TB7 - Reinforcement Learning Methods and Applications
May 12 2026 15:30 – 17:10
Location: Budapest (green)
Chaired by Erick Delage
4 Presentations
Learning Fair Policies in Major-Minor Weakly Coupled MDPs: Application to Joint Pricing and Relocation in Ride-Hailing
We study fair resource allocation in coupled Markov decision processes, applied to taxi pricing and relocation. Resource constraints link a major MDP with N minor MDPs. Using a generalized ρ-fairness instead of total-sum objectives, we show the problem reduces to permutation-invariant optimization, enabling efficient algorithms. Results are validated on synthetic and NYC real-world data.

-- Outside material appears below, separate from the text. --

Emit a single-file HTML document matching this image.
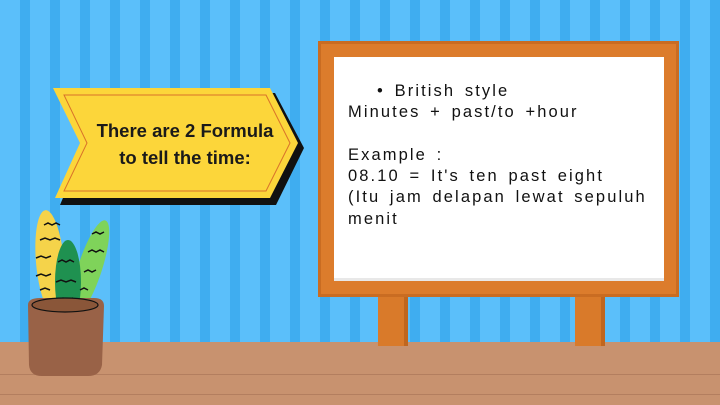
<!DOCTYPE html>
<html><head><style>
html,body{margin:0;padding:0}
body{width:720px;height:405px;position:relative;overflow:hidden;
background:repeating-linear-gradient(90deg,#5bbffa 0 20px,#3fadf0 20px 30px);}
.floor{position:absolute;left:0;top:342px;width:720px;height:63px;background:#c8926f;}
.floor i{position:absolute;left:0;width:720px;height:1px;background:#b37e5f}
.leg{position:absolute;top:290px;width:30px;height:56px;background:#d97a2a;border-right:4px solid #c0661e;box-sizing:border-box}
.frame{position:absolute;left:318px;top:41px;width:361px;height:256px;background:#dc7c2c;box-shadow:inset 0 0 0 3px #c96c22}
.board{position:absolute;left:334px;top:57px;width:330px;height:224px;background:#fff;box-shadow:inset 0 -3px 0 #e8e8e8}
.txt{position:absolute;left:348px;top:81px;font-family:"Liberation Sans",sans-serif;font-size:16.5px;line-height:21.3px;letter-spacing:2.1px;color:#111;white-space:pre;word-spacing:3px}
.btxt{position:absolute;left:72px;top:117px;width:226px;text-align:center;font-family:"Liberation Sans",sans-serif;font-weight:bold;font-size:18.5px;line-height:27px;color:#1a1a1a}
</style></head><body>
<div class="floor"><i style="top:32px"></i><i style="top:52px"></i></div>
<div class="leg" style="left:378px"></div>
<div class="leg" style="left:575px"></div>
<div class="frame"></div>
<div class="board"></div>
<div class="txt">   • British style
Minutes + past/to +hour

Example :
08.10 = It's ten past eight
(Itu jam delapan lewat sepuluh
menit</div>
<svg style="position:absolute;left:0;top:0" width="320" height="405">
<polygon points="58,93 275,93 304,148 276,205 60,205 84,148" fill="#111"/>
<polygon points="53,88 270,88 298,143 270,198 55,198 80,143" fill="#fcd63a"/>
<polygon points="64,95 266,95 290,143 266,191 64,191 87,143" fill="none" stroke="#d9722a" stroke-width="1"/>
<ellipse cx="50" cy="262" rx="14" ry="52" fill="#f5d34a" transform="rotate(-5 50 262)"/>
<ellipse cx="90" cy="268" rx="12" ry="50" fill="#7fd35a" transform="rotate(18 90 268)"/>
<ellipse cx="68" cy="282" rx="13" ry="42" fill="#1f9150"/>
<g stroke="#111" stroke-width="1.5" fill="none">
<path d="M44 225l4-2 4 2 4-2 4 2M40 240l5-2 5 2 5-2 5 2M36 258l5-2 5 2 5-2M36 276l5-2 5 2 5-2M40 290l5-2 5 2M58 262l4-2 4 2 4-2 4 2M56 282l5-2 5 2 5-2 5 2M58 300l5-2 5 2 5-2M92 234l4-2 4 2 4-2M88 252l4-2 4 2 4-2 4 2M84 272l4-2 4 2 4-2M80 290l4-2 4 2"/>
</g>
<path d="M28 305 Q28 298 40 298 L94 298 Q104 298 104 306 L102 365 Q100 376 88 376 L42 376 Q30 376 29 365Z" fill="#996247"/>
<ellipse cx="65" cy="305" rx="33" ry="7" fill="#8a5639" stroke="#111" stroke-width="1.2"/>
</svg>
<div class="btxt">There are 2 Formula<br>to tell the time:</div>
</body></html>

Risk-Aware Decision Making in Restless Bandits: Theory and Algorithms for Planning and Learning
In restless bandits, a central agent is tasked with optimally distributing limited resources across several bandits (arms), with each arm being a Markov decision process. In this work, we generalize the traditional restless bandits problem with a risk-neutral objective by incorporating risk-awareness, which is particularly important in various real-world applications especially when the decision maker seeks to mitigate downside risks. We establish indexability conditions for the case of a risk-aware objective and provide a solution based on Whittle index for the first time for the planning problem with finite-horizon non-stationary and for infinite-horizon stationary Markov decision processes. In addition, we address the learning problem when the true transition probabilities are unknown by proposing a Thompson sampling approach and show that it achieves bounded regret that scales sublinearly with the number of episodes and quadratically with the number of arms. The efficacy of our method in reducing risk exposure in restless bandits is illustrated through a set of numerical experiments in the contexts of machine replacement and patient scheduling applications under both planning and learning setups.

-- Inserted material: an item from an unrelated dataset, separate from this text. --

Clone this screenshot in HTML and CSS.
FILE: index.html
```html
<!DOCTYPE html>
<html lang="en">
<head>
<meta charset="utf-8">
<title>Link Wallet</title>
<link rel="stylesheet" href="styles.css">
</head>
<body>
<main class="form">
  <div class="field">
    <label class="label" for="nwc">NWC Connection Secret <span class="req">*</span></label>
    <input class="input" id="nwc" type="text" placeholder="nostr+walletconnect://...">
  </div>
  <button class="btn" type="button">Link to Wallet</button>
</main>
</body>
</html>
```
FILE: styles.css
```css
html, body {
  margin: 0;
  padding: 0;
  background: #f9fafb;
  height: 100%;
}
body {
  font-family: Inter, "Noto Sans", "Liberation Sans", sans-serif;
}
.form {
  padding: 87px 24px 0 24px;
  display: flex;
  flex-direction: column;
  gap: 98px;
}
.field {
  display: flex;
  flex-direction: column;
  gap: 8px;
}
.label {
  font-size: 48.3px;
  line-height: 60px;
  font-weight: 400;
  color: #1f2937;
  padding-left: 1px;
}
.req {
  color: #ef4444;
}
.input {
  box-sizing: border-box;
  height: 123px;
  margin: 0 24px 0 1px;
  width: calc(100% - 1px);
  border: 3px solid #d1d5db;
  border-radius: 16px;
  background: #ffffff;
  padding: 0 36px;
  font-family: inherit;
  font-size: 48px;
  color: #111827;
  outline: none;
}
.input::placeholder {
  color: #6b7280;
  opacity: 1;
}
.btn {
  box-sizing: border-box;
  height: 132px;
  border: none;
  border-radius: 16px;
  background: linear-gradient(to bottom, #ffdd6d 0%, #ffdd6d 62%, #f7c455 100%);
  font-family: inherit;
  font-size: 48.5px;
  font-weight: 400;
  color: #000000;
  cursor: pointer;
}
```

Online Policy Evaluation for MDPs with Dynamic UBSR Measures
Developing efficient policy evaluation methods for risk-aware reinforcement learning remains a challenging task. In this work, we propose computationally efficient algorithms for policy evaluation for MDPs with dynamic UBSR measures using linear function approximation. Specifically, we introduce a first-order UBSR-TD algorithm and a second-order UBSR-Newton algorithm for online policy evaluation, extending classical policy evaluation methods to accommodate general loss functions. We establish almost sure convergence of the UBSR-TD algorithm and provide a high-probability convergence bound for the UBSR-Newton algorithm. Our results demonstrate that incorporating an appropriate loss function into the updates of standard temporal-difference and Newton-type schemes naturally yields policy evaluation algorithms for MDPs with dynamic UBSR measures. Numerical experiments support the theoretical findings, and an application to a perishable inventory management problem highlights the practical effectiveness of the proposed methods.
Risk-Averse Optimal Execution: A Comparison of VaR and CVaR Criteria
We consider a trader who wants to liquidate a large volume of an asset over a finite horizon while adapting decisions to the level of risk and market fluctuations, aiming to achieve better performance than standard benchmarks.
The work is structured as follows: First we introduce the essential concepts, then detail the problem and the methodology, and finally present the numerical results and discusses the limitations.
The methodology is based on Markov Decision Processes (MDP), which allow the evaluation of all possible scenarios to determine the optimal decisions at each moment. A market impact model was built using properties of the limit order book, and the price dynamics were approximated using a binomial model. Risk measures, such as Value at Risk (VaR) and Conditional Value at Risk (CVaR), were then integrated to optimize the risk applied to total return, which is represented as a random variable. The results show that the VaR-based model follows a more opportunistic strategy, while the CVaR-based model favors a slower and more cautious liquidation. Both models adapt to the initial risk level throughout the execution. Compared to benchmark strategies, they demonstrate higher efficiency.